Thursday, November 11, 2010

Community Forestry Conference

I just returned from the Arbor Day Foundation's community forestry conference in Philadelphia.

On the whole, it was wonderful. Urban foresters, tree group advocates, dynamic volunteers, warm-hearted utility arborists all symbiotically co-habiting (not that way, this way: "occupying or sharing the same place, as different species") the urban landscape of Loew's Hotel on Market Street. animals", from dictionary.com)

Some of these folks have been in the field for 40 years, since its very inception. Others were fledglings like me. And the field is growing.

Cities like Philadelphia, New York, Nashville, Indianapolis and dozens more are transforming the "built environment," utilizing trees as the anchor for creating a "green infrastructure" that is more affordable, more secure, more flexible and more efficient than the contemporary "gray infrastructure". The efforts were grounded in trees but were not bound to trees. That is, trees were seen as the leading edge toward creative and sustainable initiatives of economic redevelopment, social equity, urban re-design and renaissance, and the sense of place.

I learned that 2011 is the United Nations International Year of the Forest. Organizations here in Baltimore are -hopefully - going to educate, celebrate and forestate (okay, I made that word up) throughout the year. At the very least, we each should get trees and plant them in our yards, at our congregations, in our neighborhoods.

If you live in the city, you can contact TreeBaltimore, or if you live in the county, the Growing Home Campaign.

They can give you more information, as well as discounts and coupons on trees.

I learned much and was mostly heartened by the people there and their often amazing ideas and efforts.

Yet here is the context in which I learned all this. We stayed in a lovely hotel, with lush linens, plush bathrobes, marble floors, plenty of food. We were three blocks away from City Hall, one block away from the famed Reading Terminal Market - think Lexington Market tripled or so.

Lots of people, lots of policy makers, groaning stalls over-flowing with foods of all kinds. And yet I could not walk from one end of a block to another without passing wheel-chaired amputees begging for money, self-appointed panhandlers raising money for a worthy cause (I present them to you at face-value), and plain old needy beggars.

Just inside so much food was being prepared, sold and consumed on sight that it was almost grotesque. (Vegetarians beware: there is more bare animal flesh laid out in what some people clearly think is a tantalizing manner than you ever want to see. And no manner of averting your eyes will save you.)

A bit Fellini-esque (I didn't make that word up).
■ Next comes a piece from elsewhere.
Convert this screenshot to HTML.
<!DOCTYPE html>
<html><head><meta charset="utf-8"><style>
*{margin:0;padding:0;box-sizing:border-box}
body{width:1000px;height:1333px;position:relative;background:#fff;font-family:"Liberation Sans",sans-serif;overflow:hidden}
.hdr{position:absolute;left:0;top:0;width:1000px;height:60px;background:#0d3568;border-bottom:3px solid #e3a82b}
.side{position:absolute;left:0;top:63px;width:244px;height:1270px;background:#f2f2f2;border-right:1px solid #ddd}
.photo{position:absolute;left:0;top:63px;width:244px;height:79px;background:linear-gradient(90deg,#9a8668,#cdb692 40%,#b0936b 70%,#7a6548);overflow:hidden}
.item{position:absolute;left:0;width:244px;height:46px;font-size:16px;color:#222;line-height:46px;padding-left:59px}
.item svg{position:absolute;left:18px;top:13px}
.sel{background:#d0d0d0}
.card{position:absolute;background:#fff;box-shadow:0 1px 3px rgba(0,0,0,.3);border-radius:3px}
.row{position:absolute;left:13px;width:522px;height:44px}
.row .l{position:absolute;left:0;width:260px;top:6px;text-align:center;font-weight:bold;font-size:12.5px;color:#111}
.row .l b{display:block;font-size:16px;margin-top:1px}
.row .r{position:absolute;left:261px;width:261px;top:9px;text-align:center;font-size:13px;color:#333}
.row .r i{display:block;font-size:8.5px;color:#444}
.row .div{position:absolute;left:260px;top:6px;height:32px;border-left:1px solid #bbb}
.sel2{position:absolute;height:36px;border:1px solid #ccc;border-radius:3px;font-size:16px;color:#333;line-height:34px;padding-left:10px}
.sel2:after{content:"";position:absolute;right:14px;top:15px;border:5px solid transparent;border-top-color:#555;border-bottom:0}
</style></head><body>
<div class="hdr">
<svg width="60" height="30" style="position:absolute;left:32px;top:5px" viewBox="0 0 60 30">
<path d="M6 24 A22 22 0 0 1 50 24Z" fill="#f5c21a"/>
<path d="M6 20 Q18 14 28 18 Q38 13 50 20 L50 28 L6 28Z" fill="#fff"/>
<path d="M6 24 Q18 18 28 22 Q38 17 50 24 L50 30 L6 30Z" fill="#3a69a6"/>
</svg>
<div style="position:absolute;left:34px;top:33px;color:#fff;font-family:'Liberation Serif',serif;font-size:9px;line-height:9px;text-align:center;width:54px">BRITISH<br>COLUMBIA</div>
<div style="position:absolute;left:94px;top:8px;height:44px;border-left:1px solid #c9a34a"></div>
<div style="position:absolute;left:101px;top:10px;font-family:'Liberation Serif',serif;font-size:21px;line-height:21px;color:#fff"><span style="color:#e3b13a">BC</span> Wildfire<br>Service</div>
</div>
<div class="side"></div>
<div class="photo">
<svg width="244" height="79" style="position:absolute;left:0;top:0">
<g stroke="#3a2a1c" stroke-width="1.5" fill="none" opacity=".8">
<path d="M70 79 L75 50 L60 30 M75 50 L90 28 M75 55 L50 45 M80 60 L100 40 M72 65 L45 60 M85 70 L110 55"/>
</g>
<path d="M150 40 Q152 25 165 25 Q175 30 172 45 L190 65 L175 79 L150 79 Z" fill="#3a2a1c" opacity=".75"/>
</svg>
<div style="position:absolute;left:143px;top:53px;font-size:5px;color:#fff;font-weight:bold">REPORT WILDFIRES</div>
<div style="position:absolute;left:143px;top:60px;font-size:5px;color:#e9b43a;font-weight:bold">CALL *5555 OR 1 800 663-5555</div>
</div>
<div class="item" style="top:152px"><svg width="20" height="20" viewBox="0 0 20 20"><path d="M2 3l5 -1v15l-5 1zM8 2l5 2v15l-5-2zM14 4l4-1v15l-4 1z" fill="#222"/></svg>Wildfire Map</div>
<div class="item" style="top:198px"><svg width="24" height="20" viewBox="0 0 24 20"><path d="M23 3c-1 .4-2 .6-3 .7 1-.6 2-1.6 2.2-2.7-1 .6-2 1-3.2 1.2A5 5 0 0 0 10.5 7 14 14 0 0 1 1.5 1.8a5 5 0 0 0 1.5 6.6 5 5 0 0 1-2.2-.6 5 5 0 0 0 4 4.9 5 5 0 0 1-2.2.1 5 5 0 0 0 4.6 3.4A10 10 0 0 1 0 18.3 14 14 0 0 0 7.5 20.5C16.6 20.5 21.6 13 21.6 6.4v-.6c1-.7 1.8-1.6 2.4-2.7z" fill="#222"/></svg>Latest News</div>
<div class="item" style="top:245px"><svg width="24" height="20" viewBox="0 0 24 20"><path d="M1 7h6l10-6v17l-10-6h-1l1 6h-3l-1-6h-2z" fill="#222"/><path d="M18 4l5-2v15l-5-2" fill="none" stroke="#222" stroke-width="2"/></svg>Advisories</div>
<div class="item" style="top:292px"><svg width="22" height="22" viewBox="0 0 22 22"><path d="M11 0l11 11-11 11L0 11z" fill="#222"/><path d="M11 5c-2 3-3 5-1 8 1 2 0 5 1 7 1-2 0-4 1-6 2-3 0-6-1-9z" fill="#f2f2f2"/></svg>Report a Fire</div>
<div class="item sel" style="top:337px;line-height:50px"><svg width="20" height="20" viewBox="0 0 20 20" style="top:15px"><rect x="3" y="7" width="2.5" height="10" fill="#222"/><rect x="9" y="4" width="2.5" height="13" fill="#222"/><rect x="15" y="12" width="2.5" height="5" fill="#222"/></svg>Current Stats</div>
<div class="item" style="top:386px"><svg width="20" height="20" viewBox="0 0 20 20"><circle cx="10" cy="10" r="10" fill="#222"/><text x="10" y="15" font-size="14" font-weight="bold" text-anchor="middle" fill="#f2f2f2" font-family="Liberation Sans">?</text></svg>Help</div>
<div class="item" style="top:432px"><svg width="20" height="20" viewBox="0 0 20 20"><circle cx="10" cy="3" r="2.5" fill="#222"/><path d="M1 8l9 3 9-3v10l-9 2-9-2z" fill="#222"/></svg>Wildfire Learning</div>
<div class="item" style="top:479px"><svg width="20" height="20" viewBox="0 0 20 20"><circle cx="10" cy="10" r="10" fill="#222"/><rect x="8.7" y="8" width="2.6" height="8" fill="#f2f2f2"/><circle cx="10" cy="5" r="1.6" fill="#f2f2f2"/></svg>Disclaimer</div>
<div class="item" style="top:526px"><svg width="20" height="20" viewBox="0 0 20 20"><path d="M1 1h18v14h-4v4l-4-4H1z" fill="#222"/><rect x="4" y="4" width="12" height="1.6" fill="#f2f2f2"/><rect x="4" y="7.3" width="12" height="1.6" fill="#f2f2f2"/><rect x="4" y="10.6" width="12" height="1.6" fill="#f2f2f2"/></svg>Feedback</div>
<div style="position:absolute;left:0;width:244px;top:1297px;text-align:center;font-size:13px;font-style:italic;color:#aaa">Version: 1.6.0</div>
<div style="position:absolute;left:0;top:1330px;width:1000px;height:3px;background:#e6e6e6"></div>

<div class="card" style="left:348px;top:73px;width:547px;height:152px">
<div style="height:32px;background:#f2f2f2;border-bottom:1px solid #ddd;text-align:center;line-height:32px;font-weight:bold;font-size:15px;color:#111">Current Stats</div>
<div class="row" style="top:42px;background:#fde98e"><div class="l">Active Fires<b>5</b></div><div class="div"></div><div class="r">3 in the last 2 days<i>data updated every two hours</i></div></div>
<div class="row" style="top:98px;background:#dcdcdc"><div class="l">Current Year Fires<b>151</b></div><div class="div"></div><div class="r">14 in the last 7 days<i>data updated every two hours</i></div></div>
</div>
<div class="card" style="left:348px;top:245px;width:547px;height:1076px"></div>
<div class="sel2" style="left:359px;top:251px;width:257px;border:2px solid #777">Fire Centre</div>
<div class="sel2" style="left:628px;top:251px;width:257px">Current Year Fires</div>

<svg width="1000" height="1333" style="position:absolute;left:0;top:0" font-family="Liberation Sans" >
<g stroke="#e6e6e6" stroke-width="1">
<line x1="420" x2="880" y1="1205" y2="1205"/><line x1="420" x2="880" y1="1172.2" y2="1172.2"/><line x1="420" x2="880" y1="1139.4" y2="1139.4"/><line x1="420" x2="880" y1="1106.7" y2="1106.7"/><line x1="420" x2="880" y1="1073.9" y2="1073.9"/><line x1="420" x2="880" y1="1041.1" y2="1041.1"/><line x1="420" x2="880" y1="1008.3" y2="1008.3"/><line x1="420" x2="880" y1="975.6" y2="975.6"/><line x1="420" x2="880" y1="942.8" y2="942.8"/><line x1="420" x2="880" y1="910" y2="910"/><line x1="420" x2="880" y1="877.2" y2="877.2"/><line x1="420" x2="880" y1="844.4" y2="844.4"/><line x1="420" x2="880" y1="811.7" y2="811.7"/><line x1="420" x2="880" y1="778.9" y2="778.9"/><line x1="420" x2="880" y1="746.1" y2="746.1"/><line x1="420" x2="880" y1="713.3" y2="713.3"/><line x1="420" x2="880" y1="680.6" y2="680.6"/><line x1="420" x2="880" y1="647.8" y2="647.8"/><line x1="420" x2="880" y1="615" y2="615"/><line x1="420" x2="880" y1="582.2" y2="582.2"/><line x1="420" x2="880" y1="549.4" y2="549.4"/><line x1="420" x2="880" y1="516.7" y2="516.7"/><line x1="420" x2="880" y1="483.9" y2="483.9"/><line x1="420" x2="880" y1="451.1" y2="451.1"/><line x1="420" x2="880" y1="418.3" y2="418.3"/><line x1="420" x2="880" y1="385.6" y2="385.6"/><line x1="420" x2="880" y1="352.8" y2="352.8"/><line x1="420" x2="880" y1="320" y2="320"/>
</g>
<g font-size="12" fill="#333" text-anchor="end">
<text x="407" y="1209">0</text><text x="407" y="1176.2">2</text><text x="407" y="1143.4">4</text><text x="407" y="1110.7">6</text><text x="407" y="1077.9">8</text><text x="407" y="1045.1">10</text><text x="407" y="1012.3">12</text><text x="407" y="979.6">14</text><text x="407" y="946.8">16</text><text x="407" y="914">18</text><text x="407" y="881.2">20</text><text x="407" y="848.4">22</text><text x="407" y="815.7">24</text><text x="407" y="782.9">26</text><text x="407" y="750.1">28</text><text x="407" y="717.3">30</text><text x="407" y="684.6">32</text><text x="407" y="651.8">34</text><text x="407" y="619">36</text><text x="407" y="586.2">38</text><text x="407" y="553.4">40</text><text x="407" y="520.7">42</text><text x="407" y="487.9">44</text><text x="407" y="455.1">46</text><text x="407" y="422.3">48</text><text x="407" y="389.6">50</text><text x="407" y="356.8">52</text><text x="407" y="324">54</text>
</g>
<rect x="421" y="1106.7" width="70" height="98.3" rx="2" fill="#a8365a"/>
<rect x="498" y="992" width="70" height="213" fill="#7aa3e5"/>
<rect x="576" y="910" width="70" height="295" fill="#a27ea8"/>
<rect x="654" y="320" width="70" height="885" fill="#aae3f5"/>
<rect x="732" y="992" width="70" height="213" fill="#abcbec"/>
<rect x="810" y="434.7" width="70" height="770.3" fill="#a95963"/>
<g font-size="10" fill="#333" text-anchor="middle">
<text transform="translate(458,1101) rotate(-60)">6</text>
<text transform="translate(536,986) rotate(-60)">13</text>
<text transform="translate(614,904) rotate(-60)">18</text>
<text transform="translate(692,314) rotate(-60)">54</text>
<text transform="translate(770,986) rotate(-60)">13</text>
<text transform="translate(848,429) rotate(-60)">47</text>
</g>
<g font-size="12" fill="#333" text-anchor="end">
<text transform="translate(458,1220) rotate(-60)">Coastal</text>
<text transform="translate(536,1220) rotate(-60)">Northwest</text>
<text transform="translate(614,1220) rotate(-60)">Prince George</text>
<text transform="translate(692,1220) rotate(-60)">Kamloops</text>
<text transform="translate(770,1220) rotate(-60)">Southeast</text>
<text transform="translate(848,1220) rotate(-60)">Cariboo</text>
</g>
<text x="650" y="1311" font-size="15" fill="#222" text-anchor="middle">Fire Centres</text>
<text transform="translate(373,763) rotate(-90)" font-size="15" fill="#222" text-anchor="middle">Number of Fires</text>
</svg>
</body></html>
But outside was want, filth, passing eyes that never met, momentary blindness afflicting the hapless pedestrians for they could not bear to see the press of the need and requests these leading-edge beggars represented.

The contrast between want outside and fullness inside; them and us; seeking and blindness; forestry on a block where hardly a tree could be found, cast a shadow on the experience, and reminded us that all that we do with trees must also respond to this.